2023-06-29 Thread Vitaliy Makkoveev
On Thu, Jun 29, 2023 at 12:07:51PM +0200, Stefan Sperling wrote:
> On Thu, Jun 29, 2023 at 11:31:33AM +0200, Martin Pieuchot wrote:
> > On 29/06/23(Thu) 11:17, Stefan Sperling wrote:
> > > 
> > > iwm_intr already runs at IPL_NET. What else would be required?
> > 
> > Are we sure all accesses to `ic_tree' are run under KERNEL_LOCK()+splnet()?
> 
> A quick look through net80211 doesn't suggest any problem here.
> 
> I assume the KERNEL_LOCK is implied since interrupt handlers in wireless
> drivers should not be marked MPSAFE. Userland has an ioctl to query the
> nodes tree but cannot modify it. New nodes are only added during scans n
> interrupt context under SPLNET. (Ignoring the timeouts in hostap mode for
> now, since this crash is in iwm which does not support hostap mode).
> 
> Nodes can be removed in ieee80211_free_allnodes() via iwm_newstate_task()
> and sc->sc_newstate, which runs in a dedicated task queue which is not
> marked MPSAFE and thus runs with the kernel lock held.
> ieee80211_free_allnodes() raises to IPL_NET before modyfing the tree.
> 
> While looking at this I spotted an unrelated problem: iwm/iwx add and delete
> bgscan_done_task via different task queues. This means bgscan_done_task will
> not be cancelled properly in iwm_newstate(). This bug originated in a commit
> I made in on December 2 2021 and hasn't been noticed yet.
> 
> I would just move this task to the systq, where it gets deleted from. ok?
> 

ok mvs

> diff /usr/src
> commit - 0c5a9349528207d3a937cab66be92baf3c29da40
> path + /usr/src
> blob - 1547120ea8f2bc861af585999863012e6ce6655c
> file + sys/dev/pci/if_iwm.c
> --- sys/dev/pci/if_iwm.c
> +++ sys/dev/pci/if_iwm.c
> @@ -8574,7 +8574,7 @@ iwm_bgscan_done(struct ieee80211com *ic,
>   free(sc->bgscan_unref_arg, M_DEVBUF, sc->bgscan_unref_arg_size);
>   sc->bgscan_unref_arg = arg;
>   sc->bgscan_unref_arg_size = arg_size;
> - iwm_add_task(sc, sc->sc_nswq, >bgscan_done_task);
> + iwm_add_task(sc, systq, >bgscan_done_task);
>  }
>  
>  void
> blob - 8aa8740bcf864ee470b7284da02d0c862e2bee99
> file + sys/dev/pci/if_iwx.c
> --- sys/dev/pci/if_iwx.c
> +++ sys/dev/pci/if_iwx.c
> @@ -7607,7 +7607,7 @@ iwx_bgscan_done(struct ieee80211com *ic,
>   free(sc->bgscan_unref_arg, M_DEVBUF, sc->bgscan_unref_arg_size);
>   sc->bgscan_unref_arg = arg;
>   sc->bgscan_unref_arg_size = arg_size;
> - iwx_add_task(sc, sc->sc_nswq, >bgscan_done_task);
> + iwx_add_task(sc, systq, >bgscan_done_task);
>  }
>  
>  void
> 



Re: panic: rw_enter: vmmaplk locking agaist myself

2023-06-29 Thread Stefan Sperling
On Thu, Jun 29, 2023 at 11:31:33AM +0200, Martin Pieuchot wrote:
> On 29/06/23(Thu) 11:17, Stefan Sperling wrote:
> > 
> > iwm_intr already runs at IPL_NET. What else would be required?
> 
> Are we sure all accesses to `ic_tree' are run under KERNEL_LOCK()+splnet()?

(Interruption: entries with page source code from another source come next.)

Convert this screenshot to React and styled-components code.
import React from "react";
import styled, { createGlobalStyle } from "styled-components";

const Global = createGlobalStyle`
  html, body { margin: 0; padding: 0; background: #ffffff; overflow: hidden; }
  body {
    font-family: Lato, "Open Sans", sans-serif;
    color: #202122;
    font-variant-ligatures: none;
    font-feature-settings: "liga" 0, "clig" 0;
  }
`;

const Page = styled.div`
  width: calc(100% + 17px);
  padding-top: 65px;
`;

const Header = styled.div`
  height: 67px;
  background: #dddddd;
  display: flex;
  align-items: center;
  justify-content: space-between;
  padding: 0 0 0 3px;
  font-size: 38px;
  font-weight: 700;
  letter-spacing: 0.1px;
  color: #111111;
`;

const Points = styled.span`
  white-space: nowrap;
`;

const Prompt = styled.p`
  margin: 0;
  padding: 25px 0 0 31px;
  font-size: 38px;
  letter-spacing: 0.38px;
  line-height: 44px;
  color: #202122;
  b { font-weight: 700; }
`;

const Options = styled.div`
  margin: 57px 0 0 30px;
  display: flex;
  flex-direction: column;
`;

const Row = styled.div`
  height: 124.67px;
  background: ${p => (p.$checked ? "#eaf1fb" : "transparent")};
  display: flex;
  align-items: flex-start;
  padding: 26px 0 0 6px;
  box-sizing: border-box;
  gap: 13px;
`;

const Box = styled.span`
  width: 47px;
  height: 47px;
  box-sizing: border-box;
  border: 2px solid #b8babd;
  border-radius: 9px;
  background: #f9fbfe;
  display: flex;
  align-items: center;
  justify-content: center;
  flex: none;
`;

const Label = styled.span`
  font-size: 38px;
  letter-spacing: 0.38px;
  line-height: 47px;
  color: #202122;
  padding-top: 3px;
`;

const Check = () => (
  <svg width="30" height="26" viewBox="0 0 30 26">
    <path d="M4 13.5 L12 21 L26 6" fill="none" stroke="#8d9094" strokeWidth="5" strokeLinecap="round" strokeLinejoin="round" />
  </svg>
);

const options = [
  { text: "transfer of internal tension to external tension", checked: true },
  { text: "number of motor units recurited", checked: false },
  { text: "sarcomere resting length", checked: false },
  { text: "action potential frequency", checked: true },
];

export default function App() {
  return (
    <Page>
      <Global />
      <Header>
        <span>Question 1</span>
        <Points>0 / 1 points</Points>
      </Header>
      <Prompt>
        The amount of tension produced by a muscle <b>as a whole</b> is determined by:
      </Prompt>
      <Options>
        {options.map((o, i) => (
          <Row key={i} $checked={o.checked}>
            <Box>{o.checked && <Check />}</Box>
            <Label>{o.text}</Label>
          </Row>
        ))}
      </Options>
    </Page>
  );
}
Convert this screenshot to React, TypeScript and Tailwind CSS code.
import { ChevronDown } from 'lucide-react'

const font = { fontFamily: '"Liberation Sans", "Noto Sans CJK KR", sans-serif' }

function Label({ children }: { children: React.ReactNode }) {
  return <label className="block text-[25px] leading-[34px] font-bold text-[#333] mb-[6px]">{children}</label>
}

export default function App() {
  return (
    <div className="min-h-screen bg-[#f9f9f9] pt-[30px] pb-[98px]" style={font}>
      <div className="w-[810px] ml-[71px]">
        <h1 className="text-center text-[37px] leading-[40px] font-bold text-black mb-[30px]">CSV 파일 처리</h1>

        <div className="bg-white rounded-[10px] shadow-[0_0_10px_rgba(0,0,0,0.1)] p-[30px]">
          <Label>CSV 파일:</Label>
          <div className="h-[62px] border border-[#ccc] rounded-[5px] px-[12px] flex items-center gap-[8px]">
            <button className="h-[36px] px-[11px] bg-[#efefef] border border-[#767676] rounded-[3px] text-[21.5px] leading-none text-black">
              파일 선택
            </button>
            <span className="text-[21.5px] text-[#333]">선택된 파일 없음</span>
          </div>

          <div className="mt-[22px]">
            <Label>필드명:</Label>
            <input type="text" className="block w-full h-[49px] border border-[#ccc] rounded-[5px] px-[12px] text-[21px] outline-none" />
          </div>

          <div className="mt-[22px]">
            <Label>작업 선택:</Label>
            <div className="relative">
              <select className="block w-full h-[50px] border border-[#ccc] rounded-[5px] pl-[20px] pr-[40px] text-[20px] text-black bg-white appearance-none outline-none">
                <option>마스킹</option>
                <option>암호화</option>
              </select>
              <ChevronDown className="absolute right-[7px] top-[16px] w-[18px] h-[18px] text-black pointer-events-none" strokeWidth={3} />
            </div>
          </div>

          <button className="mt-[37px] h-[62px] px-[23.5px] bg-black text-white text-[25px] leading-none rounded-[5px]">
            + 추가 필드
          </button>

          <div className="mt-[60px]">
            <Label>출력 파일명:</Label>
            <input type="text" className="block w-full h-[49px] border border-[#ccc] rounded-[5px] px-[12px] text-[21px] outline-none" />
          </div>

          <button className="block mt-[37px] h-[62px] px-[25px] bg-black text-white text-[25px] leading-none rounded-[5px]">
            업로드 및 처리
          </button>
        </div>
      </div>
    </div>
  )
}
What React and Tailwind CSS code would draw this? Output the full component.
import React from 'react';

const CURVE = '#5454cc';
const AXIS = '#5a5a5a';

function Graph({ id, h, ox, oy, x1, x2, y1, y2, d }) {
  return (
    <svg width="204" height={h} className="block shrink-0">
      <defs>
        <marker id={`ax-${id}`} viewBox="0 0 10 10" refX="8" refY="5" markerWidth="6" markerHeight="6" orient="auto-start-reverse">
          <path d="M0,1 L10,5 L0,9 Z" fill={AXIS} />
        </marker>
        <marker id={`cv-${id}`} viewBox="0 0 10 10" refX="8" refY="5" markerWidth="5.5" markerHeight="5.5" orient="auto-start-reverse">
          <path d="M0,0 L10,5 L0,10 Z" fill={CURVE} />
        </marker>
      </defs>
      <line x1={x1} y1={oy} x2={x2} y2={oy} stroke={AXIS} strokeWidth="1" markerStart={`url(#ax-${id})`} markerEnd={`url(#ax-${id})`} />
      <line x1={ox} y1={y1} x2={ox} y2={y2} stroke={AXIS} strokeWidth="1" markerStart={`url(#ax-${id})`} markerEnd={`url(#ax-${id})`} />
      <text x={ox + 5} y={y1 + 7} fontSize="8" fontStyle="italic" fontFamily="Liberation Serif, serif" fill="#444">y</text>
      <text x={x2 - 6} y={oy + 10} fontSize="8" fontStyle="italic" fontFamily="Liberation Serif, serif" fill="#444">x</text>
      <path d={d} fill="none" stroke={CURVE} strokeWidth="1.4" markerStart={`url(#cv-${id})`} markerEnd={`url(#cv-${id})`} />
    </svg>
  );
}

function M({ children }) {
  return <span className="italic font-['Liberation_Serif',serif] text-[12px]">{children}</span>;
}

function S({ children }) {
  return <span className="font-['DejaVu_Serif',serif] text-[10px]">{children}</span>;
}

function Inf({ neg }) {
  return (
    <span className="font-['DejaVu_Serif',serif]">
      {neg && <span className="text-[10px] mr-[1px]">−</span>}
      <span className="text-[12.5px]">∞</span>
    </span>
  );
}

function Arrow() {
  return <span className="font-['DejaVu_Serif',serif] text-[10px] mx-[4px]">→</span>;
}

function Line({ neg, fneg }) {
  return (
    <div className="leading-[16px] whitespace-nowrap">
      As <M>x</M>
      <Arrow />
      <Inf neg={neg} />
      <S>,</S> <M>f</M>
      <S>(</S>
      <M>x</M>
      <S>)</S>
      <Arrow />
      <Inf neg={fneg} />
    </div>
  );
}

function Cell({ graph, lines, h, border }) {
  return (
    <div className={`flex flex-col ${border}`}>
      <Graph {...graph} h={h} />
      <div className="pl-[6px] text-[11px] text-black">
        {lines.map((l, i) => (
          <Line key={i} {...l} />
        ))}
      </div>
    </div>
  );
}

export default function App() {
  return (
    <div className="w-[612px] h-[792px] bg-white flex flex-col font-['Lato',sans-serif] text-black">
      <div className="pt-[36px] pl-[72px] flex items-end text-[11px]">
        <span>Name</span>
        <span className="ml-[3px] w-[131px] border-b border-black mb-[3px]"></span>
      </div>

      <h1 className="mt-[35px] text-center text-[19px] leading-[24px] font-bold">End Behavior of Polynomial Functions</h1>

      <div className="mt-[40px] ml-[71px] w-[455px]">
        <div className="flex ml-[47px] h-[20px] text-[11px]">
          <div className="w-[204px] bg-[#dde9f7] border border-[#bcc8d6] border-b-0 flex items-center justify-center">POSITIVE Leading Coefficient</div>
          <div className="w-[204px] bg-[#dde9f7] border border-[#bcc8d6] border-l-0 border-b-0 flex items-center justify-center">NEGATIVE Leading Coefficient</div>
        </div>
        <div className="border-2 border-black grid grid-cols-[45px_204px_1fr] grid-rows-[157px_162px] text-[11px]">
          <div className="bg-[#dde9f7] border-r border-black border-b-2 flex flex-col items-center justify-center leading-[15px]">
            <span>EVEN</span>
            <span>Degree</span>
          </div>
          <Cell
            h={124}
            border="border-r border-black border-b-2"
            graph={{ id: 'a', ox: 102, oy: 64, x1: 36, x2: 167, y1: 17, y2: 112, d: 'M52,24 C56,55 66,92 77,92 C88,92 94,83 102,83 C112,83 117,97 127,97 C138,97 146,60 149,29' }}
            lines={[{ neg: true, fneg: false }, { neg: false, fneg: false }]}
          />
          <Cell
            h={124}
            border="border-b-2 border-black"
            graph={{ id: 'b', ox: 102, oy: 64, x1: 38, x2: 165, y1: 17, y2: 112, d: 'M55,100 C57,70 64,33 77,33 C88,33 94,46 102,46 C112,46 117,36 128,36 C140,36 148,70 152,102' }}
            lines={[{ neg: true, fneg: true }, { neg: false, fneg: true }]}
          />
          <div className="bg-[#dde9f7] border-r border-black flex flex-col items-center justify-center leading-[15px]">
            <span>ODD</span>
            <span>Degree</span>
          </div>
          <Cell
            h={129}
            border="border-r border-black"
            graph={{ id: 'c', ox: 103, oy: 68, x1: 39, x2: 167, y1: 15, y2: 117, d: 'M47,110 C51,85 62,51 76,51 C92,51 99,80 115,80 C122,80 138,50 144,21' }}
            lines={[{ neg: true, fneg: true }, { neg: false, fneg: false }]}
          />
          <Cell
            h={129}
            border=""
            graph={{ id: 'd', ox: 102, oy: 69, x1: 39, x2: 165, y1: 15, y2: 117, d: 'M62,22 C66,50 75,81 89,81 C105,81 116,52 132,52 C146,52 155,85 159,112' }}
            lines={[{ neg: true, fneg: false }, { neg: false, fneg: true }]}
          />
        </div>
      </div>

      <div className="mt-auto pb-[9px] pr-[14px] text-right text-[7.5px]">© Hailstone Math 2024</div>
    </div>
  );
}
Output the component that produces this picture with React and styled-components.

A quick look through net80211 doesn't suggest any problem here.

I assume the KERNEL_LOCK is implied since interrupt handlers in wireless
drivers should not be marked MPSAFE. Userland has an ioctl to query the
nodes tree but cannot modify it. New nodes are only added during scans n
interrupt context under SPLNET. (Ignoring the timeouts in hostap mode for
now, since this crash is in iwm which does not support hostap mode).

Nodes can be removed in ieee80211_free_allnodes() via iwm_newstate_task()
and sc->sc_newstate, which runs in a dedicated task queue which is not
marked MPSAFE and thus runs with the kernel lock held.
ieee80211_free_allnodes() raises to IPL_NET before modyfing the tree.

While looking at this I spotted an unrelated problem: iwm/iwx add and delete
bgscan_done_task via different task queues. This means bgscan_done_task will
not be cancelled properly in iwm_newstate(). This bug originated in a commit
I made in on December 2 2021 and hasn't been noticed yet.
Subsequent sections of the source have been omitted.